The “American Idol” fave makes her Wolf Trap debut on Wednesday. Bowersox will play tunes off her critically acclaimed debut album “Farmer’s Daughter,” her latest “All That For This” and an EP she released quietly pre-“Idol” called “Once Upon a Time.” She also plans some possible candidates for an upcoming EP. She likes to sing them live to gauge audience reaction.
“It will be an evening of songs and storytelling,” she says. “I really like to interact with my audience and my show is like an on-going conversation with them. During the show people are calling things out and we’re telling jokes and having a lot of fun. I just hope people come, are entertained and leave feeling good.”
One of the things she loves most about a concert date is seeing the audience singing along with her — something she never imagined would happen.

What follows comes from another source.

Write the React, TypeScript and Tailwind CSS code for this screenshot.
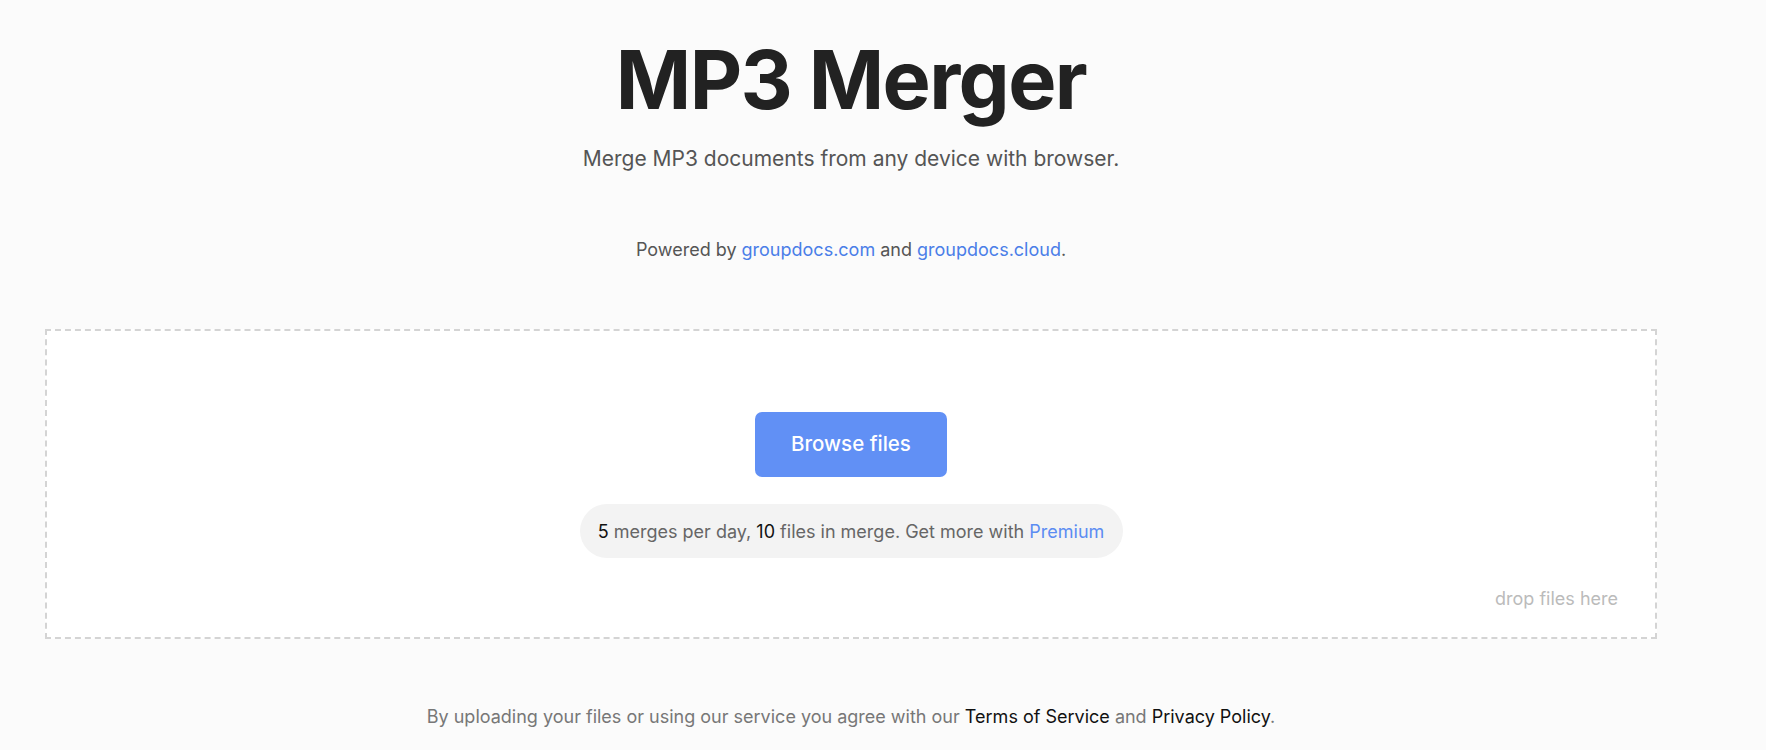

“It’s nice to have recognition in something you created and have a crowd know every single word and sing them back to you,” she says. “That’s the true reward of being a singer/songwriter and performer.”
Bowersox will also surprise one lucky audience member with a trip to join her on stage, and after the show, she will make herself available for photos and autographs to every single person who wants one.
“I love to say hello and meet people,” she says. “I get a lot of feedback from people after the show and I just want them to be honest and help me know what’s working for my fans and what isn’t.”
Bowersox is also attached to the musical, “Always … Patsy Cline,” which has been rumored to make it to Broadway sometime in the next year. The singer plays the famous title character and croons the best of Cline.
She’s fulfilling a dream she’s had since she was little. In first grade, Bowersox played Suzy Snowflake in a school production and from there on in, wanted to perform for a living.
“I always loved to sing and dance but didn’t know I could make money doing it,” she says. “Eventually, I learned I didn’t have to go and get a job at Burger King, I could get people to pay for this service. I haven’t done much else since then. I am very lucky that I could do what I love for a living.”